L’addio al tappo di sughero per il vino docg è legge (purtroppo)

Durante il mese di settembre è stata varata la sospirata (dai produttori) modifica alla normativa che riguarda i vini docg: non esiste più l’obbligo del tappo in sughero, che ora potrà essere a vite, in silicone, ecc… il tutto per soddisfare le esigenze dei mercati esteri (americano e giapponese in primis) che privilegiano di gran lunga i vini col tappo a vite.

E così, su quei mercati, anche i nostri Baroli, Brunelli e Amaroni potranno essere venduti con la comoda apertura di facile manualità e, sopratutto, che non fa rischiare al consumatore estero di spendere parecchie decine di dollari o yen e poi avere un vino che sa di tappo. Bene, benissimo. I nostri produttori che devono primum vivere (vendere il vino) e quindi philosophari  sono felicissimi. Noi un po’ di meno.

Non perché i produttori non debbano fare tutto il possibile per essere competitivi sui mercati internazionali. Figuriamoci. In questi tempi di crisi poi… E’ che sappiamo già chi pagherà il costo (è proprio il caso di dirlo) di questa rivoluzione: i consumatori più esigenti che comprano il vino felici di tenerlo magari per qualche anno in cantina e che necessitano quindi di un tappo che faccia respirare il prezioso contenuto.

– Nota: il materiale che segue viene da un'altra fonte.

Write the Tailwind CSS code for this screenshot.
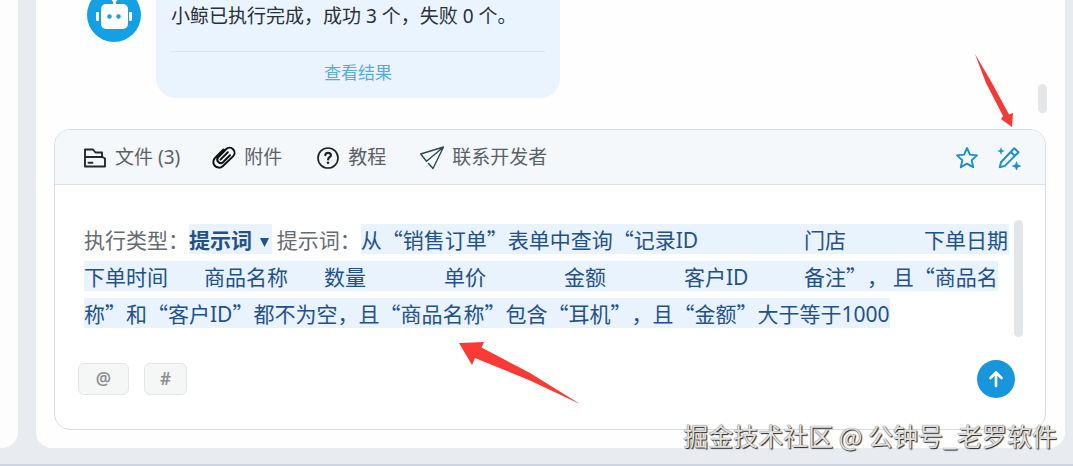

Tra pochi mesi (mica anni) andrà a finire che una bottiglia X costerà ad esempio 15 euro se venduta a vite e 17/18€ col tappo di sughero tradizionale. E non va bene, perché così si penalizzeranno i soliti appassionati.

E comunque questo cedimento delle disciplinari non fa bene a prescindere. E’ un clamoroso autogol anche a livello di immagine. A questo punto, allora, perché non prevedere anche il Barolo in un bel pacchetto di tetra-pack per far contenti anche scandinavi e britannici? Oddio, speriamo che nessuno ci legga. Non vorremmo aver dato una nuova idea al nostro legislatore (e a qualche produttore…).